STATED PROBLEM: Leaving the pictures out, print the lines from the first line of the listing through the line containing "left-[12px] top-[11px] w-[5px]", exactly as they read, and no others.

____ DATASET CONTENT

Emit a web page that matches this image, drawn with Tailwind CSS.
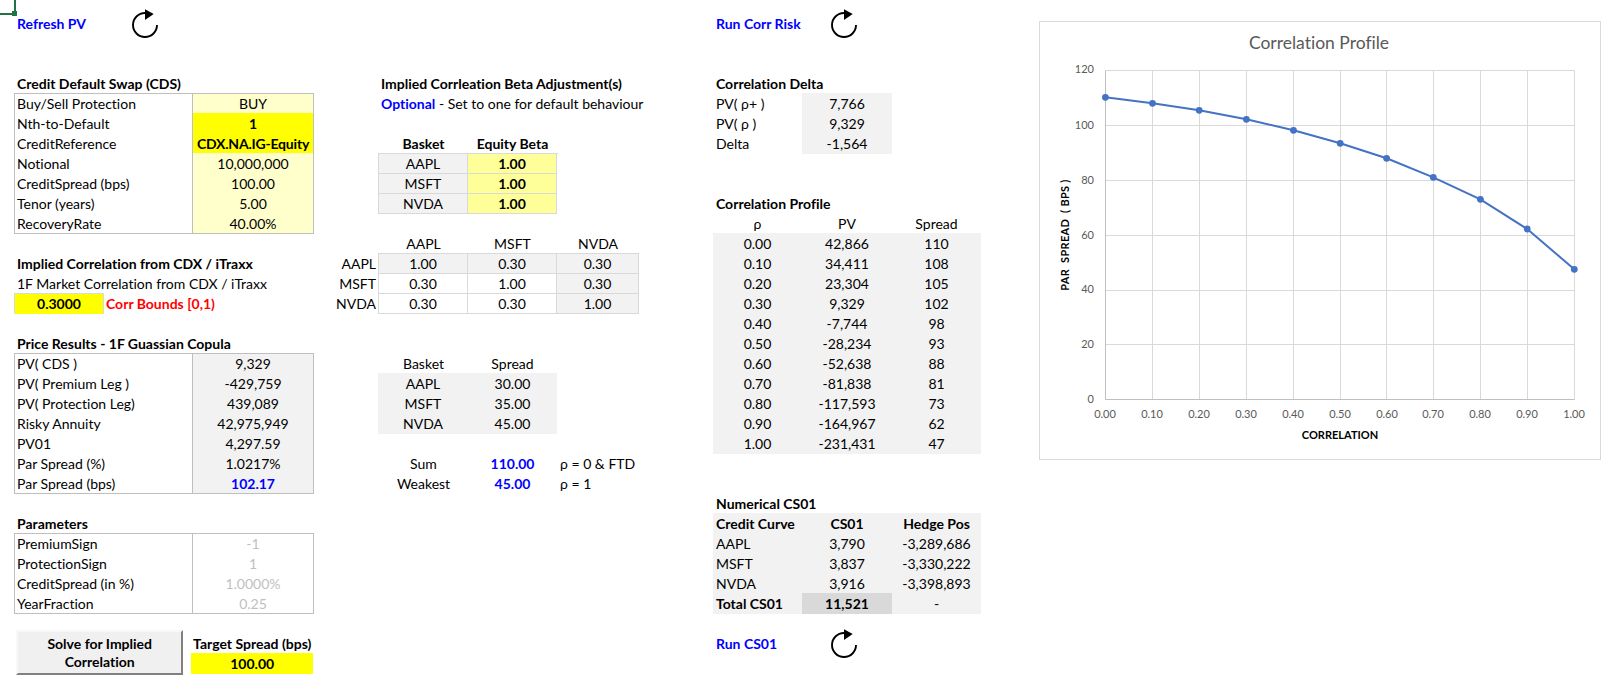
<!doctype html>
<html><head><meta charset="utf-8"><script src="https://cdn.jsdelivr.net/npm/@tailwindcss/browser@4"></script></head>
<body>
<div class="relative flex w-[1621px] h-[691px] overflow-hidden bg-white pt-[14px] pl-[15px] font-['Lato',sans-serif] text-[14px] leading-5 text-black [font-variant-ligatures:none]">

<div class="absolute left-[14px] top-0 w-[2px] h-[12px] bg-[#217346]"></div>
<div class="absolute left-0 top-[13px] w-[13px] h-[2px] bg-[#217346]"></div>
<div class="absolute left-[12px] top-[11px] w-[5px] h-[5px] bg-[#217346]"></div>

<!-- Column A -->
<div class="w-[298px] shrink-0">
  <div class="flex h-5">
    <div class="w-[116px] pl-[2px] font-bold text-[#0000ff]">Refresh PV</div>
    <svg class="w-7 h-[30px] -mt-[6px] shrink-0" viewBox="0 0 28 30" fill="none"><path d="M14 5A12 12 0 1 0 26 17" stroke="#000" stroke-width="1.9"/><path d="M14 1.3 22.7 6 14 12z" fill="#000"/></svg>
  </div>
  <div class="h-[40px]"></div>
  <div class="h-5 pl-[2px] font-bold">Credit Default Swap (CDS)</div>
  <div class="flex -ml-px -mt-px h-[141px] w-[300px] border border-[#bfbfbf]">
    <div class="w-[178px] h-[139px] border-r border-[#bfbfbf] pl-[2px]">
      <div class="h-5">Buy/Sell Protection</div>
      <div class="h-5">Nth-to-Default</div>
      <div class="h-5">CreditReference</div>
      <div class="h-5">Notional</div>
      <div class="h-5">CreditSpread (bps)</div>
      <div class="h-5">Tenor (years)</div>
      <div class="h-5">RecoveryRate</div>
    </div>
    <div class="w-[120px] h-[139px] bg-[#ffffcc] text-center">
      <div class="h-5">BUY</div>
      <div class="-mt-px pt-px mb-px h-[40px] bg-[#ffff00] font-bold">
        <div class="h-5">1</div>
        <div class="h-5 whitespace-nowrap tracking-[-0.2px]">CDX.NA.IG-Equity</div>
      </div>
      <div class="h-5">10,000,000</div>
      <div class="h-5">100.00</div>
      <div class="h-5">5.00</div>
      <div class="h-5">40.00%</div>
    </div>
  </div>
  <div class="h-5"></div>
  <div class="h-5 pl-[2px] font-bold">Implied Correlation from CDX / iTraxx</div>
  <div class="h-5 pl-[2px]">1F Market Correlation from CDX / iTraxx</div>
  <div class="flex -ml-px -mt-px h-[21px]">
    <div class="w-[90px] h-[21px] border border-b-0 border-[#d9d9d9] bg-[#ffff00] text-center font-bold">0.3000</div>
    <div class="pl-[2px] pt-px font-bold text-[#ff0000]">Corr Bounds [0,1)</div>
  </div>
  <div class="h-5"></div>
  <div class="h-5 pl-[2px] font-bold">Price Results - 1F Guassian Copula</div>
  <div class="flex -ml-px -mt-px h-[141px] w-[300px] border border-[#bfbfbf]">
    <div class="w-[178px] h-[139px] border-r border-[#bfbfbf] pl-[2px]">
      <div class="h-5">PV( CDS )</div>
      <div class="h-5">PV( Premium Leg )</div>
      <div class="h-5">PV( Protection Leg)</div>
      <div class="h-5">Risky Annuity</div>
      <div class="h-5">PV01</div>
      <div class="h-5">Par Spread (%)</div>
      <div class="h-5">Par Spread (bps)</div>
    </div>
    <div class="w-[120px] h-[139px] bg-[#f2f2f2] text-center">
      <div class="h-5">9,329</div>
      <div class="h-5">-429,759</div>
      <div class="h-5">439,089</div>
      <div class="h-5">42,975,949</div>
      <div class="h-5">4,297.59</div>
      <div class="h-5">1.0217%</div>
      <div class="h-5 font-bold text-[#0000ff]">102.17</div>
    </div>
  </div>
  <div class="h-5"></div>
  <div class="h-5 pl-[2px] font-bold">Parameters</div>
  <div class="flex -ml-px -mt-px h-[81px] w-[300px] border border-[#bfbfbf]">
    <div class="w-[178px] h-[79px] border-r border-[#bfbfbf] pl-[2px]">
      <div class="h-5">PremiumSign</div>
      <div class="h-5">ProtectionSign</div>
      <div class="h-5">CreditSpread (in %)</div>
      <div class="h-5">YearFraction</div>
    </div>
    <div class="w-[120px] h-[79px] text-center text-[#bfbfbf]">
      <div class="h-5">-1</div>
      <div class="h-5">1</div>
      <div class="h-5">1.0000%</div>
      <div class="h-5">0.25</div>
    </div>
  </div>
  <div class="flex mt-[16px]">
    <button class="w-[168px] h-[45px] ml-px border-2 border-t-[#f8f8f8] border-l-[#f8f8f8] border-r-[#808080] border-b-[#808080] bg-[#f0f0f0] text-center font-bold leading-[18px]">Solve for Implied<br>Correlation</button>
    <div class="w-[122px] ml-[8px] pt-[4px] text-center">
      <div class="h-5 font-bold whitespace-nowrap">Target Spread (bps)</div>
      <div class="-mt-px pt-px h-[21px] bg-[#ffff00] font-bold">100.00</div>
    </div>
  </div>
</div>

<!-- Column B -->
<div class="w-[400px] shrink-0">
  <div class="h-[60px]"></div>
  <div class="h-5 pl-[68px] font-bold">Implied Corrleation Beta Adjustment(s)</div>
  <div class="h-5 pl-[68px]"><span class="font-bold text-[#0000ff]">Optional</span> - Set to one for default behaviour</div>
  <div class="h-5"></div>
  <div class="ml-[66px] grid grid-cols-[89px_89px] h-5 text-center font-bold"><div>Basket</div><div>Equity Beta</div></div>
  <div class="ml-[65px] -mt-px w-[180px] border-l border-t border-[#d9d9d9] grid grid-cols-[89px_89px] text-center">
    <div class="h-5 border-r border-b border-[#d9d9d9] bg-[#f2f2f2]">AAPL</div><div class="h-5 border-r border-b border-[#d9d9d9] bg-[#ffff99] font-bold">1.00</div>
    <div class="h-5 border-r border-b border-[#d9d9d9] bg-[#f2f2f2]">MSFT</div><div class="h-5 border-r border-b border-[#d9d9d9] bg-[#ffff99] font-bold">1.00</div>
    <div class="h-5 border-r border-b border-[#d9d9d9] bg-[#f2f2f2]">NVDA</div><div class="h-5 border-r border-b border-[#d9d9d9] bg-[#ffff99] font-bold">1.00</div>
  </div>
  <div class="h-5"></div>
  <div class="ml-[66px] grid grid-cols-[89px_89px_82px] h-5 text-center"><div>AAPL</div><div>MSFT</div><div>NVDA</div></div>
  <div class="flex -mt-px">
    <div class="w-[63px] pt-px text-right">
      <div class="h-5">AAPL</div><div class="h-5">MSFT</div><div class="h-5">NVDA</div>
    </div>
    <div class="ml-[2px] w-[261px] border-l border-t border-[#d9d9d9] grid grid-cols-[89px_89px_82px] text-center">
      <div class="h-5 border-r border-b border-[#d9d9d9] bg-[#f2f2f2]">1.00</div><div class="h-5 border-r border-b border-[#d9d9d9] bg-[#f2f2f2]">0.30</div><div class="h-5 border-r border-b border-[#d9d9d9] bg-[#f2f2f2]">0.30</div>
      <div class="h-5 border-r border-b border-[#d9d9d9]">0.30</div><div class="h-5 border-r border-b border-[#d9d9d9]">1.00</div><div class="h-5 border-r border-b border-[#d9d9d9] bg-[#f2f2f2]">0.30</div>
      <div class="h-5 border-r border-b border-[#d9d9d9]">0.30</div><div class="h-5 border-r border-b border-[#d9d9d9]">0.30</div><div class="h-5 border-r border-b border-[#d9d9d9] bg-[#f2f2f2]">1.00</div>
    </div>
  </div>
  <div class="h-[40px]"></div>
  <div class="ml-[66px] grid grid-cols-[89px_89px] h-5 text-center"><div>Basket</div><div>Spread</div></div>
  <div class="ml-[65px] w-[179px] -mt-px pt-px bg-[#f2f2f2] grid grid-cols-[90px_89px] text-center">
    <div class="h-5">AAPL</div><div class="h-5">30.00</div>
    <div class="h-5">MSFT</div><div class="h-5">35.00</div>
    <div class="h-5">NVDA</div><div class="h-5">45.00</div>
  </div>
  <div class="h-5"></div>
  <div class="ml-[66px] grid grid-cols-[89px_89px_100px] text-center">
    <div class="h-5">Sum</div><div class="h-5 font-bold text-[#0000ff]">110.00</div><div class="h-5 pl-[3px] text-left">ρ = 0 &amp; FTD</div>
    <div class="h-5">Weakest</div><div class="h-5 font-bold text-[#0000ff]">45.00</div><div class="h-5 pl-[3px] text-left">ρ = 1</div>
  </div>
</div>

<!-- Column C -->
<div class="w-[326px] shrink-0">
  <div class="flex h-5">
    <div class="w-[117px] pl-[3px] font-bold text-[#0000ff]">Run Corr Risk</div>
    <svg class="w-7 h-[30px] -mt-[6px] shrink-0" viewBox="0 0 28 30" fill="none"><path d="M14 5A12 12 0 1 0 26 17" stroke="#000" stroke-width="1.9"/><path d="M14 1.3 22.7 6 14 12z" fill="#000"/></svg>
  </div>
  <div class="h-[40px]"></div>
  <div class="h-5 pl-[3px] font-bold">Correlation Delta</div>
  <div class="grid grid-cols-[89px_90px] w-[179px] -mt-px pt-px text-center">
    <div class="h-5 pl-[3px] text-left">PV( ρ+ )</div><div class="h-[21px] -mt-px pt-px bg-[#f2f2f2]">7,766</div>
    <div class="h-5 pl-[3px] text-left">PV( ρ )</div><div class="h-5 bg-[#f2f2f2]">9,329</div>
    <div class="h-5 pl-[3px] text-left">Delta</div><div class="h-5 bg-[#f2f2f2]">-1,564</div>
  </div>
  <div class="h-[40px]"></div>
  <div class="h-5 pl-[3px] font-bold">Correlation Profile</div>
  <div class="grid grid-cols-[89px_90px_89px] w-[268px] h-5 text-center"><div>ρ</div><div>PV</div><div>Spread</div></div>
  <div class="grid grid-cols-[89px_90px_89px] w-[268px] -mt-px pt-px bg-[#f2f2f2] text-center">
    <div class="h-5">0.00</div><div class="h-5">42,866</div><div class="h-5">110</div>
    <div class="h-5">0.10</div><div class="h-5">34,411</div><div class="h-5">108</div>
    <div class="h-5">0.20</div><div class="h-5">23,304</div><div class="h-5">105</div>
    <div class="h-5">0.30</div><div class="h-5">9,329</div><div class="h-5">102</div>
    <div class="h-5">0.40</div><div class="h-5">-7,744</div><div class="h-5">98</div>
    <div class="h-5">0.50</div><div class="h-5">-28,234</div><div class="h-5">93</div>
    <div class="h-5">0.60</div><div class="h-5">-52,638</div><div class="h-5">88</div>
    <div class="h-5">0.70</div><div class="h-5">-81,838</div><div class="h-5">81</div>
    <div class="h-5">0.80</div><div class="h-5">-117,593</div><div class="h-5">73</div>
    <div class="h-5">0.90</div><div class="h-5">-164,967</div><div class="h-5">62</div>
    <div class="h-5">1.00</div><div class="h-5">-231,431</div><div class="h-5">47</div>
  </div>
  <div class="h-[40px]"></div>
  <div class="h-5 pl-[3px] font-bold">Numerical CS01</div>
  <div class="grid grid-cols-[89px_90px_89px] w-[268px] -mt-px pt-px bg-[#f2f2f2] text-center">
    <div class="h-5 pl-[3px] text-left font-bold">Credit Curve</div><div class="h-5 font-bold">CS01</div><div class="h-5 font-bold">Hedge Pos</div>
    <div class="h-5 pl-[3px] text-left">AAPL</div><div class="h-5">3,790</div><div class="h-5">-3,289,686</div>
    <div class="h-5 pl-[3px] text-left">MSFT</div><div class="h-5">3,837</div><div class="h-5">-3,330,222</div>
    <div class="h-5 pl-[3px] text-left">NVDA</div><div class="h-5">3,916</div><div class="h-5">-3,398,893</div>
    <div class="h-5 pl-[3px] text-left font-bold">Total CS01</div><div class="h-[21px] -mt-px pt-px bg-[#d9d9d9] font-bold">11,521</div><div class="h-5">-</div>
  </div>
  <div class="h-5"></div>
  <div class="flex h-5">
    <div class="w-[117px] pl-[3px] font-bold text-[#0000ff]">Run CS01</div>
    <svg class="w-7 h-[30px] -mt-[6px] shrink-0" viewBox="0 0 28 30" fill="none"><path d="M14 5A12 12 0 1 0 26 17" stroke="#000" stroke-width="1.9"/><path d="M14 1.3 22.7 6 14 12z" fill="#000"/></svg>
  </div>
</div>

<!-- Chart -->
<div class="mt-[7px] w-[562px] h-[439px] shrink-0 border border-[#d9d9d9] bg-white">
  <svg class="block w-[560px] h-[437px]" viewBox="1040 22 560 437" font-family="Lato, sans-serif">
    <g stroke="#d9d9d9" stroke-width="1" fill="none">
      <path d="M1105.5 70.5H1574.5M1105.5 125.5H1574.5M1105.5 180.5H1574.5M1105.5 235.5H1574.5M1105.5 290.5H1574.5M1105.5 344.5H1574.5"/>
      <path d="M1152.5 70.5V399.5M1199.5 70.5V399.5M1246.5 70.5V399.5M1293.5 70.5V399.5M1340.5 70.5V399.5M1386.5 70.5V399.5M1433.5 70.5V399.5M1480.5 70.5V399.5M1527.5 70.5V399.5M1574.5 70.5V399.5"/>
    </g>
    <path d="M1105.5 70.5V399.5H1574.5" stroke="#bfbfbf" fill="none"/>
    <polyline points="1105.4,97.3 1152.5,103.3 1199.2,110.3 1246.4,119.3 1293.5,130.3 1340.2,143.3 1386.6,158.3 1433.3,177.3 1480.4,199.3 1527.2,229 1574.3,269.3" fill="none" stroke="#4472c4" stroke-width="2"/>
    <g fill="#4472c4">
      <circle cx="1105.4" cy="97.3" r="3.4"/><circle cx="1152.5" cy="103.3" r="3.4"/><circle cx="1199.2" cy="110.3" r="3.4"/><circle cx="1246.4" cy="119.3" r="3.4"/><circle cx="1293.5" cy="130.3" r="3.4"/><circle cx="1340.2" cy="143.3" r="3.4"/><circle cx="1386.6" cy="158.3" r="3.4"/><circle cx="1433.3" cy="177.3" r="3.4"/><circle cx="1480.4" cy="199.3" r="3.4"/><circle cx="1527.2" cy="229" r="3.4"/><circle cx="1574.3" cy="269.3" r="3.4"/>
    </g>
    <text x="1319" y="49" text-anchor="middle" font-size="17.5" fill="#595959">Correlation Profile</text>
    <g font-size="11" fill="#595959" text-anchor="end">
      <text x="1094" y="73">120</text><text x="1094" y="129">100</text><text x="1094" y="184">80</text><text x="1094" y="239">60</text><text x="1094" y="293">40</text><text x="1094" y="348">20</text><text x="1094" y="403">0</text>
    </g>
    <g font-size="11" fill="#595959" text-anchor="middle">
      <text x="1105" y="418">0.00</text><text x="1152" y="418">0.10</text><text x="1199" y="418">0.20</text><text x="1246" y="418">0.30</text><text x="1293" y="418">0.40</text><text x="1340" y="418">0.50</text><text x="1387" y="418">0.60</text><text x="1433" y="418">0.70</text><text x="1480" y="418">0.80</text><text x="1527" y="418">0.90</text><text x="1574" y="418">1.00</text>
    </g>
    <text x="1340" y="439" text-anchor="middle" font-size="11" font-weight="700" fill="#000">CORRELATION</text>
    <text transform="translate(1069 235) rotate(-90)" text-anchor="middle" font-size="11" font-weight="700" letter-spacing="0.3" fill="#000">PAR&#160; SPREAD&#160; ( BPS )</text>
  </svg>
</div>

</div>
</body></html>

________

SOLUTION:
Emit a web page that matches this image, drawn with Tailwind CSS.
<!doctype html>
<html><head><meta charset="utf-8"><script src="https://cdn.jsdelivr.net/npm/@tailwindcss/browser@4"></script></head>
<body>
<div class="relative flex w-[1621px] h-[691px] overflow-hidden bg-white pt-[14px] pl-[15px] font-['Lato',sans-serif] text-[14px] leading-5 text-black [font-variant-ligatures:none]">

<div class="absolute left-[14px] top-0 w-[2px] h-[12px] bg-[#217346]"></div>
<div class="absolute left-0 top-[13px] w-[13px] h-[2px] bg-[#217346]"></div>
<div class="absolute left-[12px] top-[11px] w-[5px] h-[5px] bg-[#217346]"></div>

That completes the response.